María Ruiz Sastre
Entre la laguna de Alconaba y Varikino
Es abril de 2005 y es el cumpleaños de mi madre; para acompañarla, su amiga Manolita de Salamanca, mi sobrina Maya de Ibiza y yo hemos ido a Soria a pasar el fin de semana.
Manolita ha vivido unos años en Soria y no es fácil sorprenderla con lugares desconocidos para ella y ahí está el reto. Después de plantar unas matas de santolina en Alajader, nos dirigimos hacia el pequeño pueblo de Alconaba. Salimos de Soria por la carretera de Zaragoza y a la altura de Cadosa, cogemos una carretera local hacia el pueblo. Los pocos kilómetros que nos separan están surcados por campos cultivados de lavanda. Muy cerca de Alconaba, en el cruce de un camino local, papá dice que me acerque con el coche para enseñarnos tres miliarios romanos. En el central hay una inscripción latina, está más elevado que los otros dos y es más pequeño. Los dos laterales, como grandes cubos, tienen un único orificio lateral labrado en la piedra. Su último uso ha sido como soporte de cruces y velas a modo de vía crucis, pero una se pregunta de qué villa romana han salido tanto el capitel como las otras piedras.... y por qué sabe mi padre la existencia de esas cosas.
Continuamos por la carretera inicial hasta otro camino de tierra que es el que nos va a llevar a la pequeña laguna. Atravesando un pinar y un pavimento en bastante mal estado, acabamos llegando a nuestro destino. Siempre la he visto con agua y siempre sin gente; si acaso, en alguna ocasión algún pastor de ovejas. Allí es donde mi padre de niño cogía cangrejos, donde mi hermano Daniel hace navegar en ocasiones su pequeño velero con mando a distancia y mi hermano Moncho se da sus baños veraniegos. Hoy no hay patos, pero se escucha el canto de las tempranas codornices. Pinos, encinas y cultivos de cereales ya están verdeando a pesar de las escasas lluvias, pero ni un alma. A Manolita le emociona el panorama; mi madre y ella pasean junto a la linde del pinar. Maya no ve más que matas de lavanda e imagina poder trasplantarlas para la finca de los abuelos... Regresamos hasta Alconaba y allí por un atajo hasta Martialay y a la carretera de Calatayud al término del no lejano Carazuelo. En un alto a la derecha está el cruce de un cordel de ganados.

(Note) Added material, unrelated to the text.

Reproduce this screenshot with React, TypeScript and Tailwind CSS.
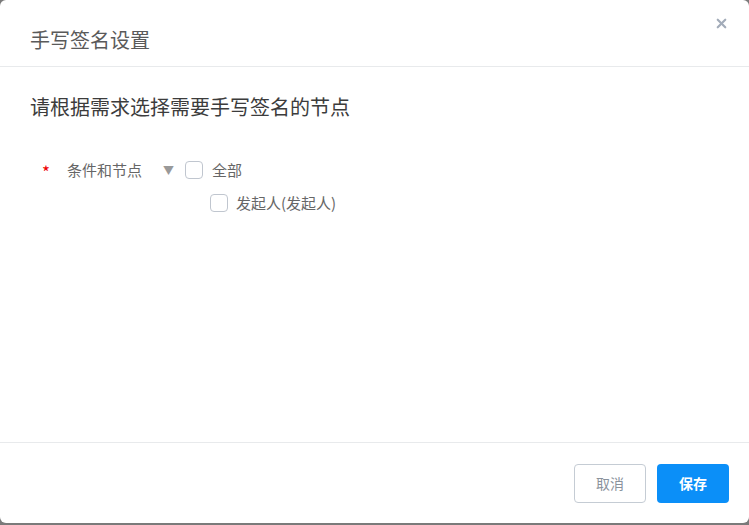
import { X } from "lucide-react";

export default function App() {
  const font = { fontFamily: '"Noto Sans CJK SC", "Noto Sans", sans-serif' };
  return (
    <div className="h-[525px] w-[749px] bg-[#7a7a7a]" style={font}>
      <div className="flex h-[523px] w-full flex-col rounded-md bg-white">
        <div className="relative flex h-[67px] shrink-0 border-b border-[#e8eaec] px-[30px] pt-[26px]">
          <h2 className="text-[20px] leading-[28px] text-[#5a5a5a]">手写签名设置</h2>
          <button className="absolute right-[20px] top-[16px] text-[#a3acb9]">
            <X className="h-[15px] w-[15px]" strokeWidth={3.5} />
          </button>
        </div>

        <div className="flex-1 px-[30px] pt-[26px]">
          <p className="text-[20px] leading-[28px] text-[#3c3c3c]">请根据需求选择需要手写签名的节点</p>

          <div className="mt-[38px] flex items-start">
            <span className="ml-[12px] mt-[2px] w-[25px] text-[17px] leading-[22px] text-[#e00]">*</span>
            <span className="w-[96px] text-[15px] leading-[22px] text-[#666]">条件和节点</span>
            <div className="flex flex-col gap-[11px]">
              <div className="flex items-center">
                <span className="mr-[11px] text-[11px] leading-[22px] text-[#999]">▼</span>
                <span className="h-[18px] w-[18px] rounded-[4px] border border-[#c0c6cf] bg-white" />
                <span className="ml-[9px] text-[15px] leading-[22px] text-[#666]">全部</span>
              </div>
              <div className="ml-[47px] flex items-center">
                <span className="h-[18px] w-[18px] rounded-[4px] border border-[#c0c6cf] bg-white" />
                <span className="ml-[8px] text-[15px] leading-[22px] text-[#666]">发起人(发起人)</span>
              </div>
            </div>
          </div>
        </div>

        <div className="flex h-[81px] shrink-0 justify-end gap-[11px] border-t border-[#e8eaec] pr-[20px] pt-[21px]">
          <button className="h-[39px] w-[72px] rounded-[4px] border border-[#c5ccd4] bg-white text-[14px] text-[#8a929c]">
            取消
          </button>
          <button className="h-[39px] w-[72px] rounded-[4px] bg-[#0b8ff8] text-[14px] font-bold text-white">
            保存
          </button>
        </div>
      </div>
    </div>
  );
}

Tras un par de kilómetros mi padre localiza el sitio exacto en el que la productora de David Lean en 1965 construyera la casa de Varikino para el Doctor Zhivago. Está anocheciendo y para alcanzar el lugar, bordeamos un trigal. Papá que se ha adelantado, nos reclama –como a codornices- y al llegar a su altura nos enseña los restos de la presa sobre el pequeño arroyo que se construyera para alimentar la fuente que aparece en la película. Hay luna llena y vemos las siluetas de los altos chopos por cuyos alrededores paseara el guapo Yuri. Entre los pinares próximos vemos la carga de los milicianos rojos contra el grupo de niños estudiantes y también oímos el aullar de los lobos que tanto asustara a Lara. El camino que nos lleva hasta allí es el mismo que recorren Yuri, Tonia, su hijo Sasha y el padre de ella llevados por el criado Petia en la pequeña calesa que para la ocasión los de la película alquilaron al soriano Moisés Morales.
Hoy, junto a los restos mínimos de la derruida presa, no hay allí sino pinos e incipientes brotes de trigos y cebadas, porque los propietarios de las tierras con quienes se pactó el uso de las mismas para el rodaje exigieron que aquello quedara como se les entregaba. Mi padre, compañero de carrera de Molina -relaciones públicas de la película- le ayudó a contactar con los campesinos y a buscar los tractores, remolques, perros o caballos que necesitaron para las distintas escenas. Lo que no consiguió fue que aquellos hombres entendieran que en el futuro, aquel decorado debía permanecer in situ, porque sería un bien para todos.
Tristemente hoy no es posible ver ni el decorado que se hizo para el palacio de Varikino, ni la casita donde se instalara la familia Zhivago, ni la fuente... Es la imaginación la que nos hace ver con nitidez todas las escenas recordadas de la película; es más, cuando las nubes se diluyen y emerge la luna llena mostrándonos la inconfundible silueta del Moncayo, también nosotros vemos, como Omar Shariff, los Urales.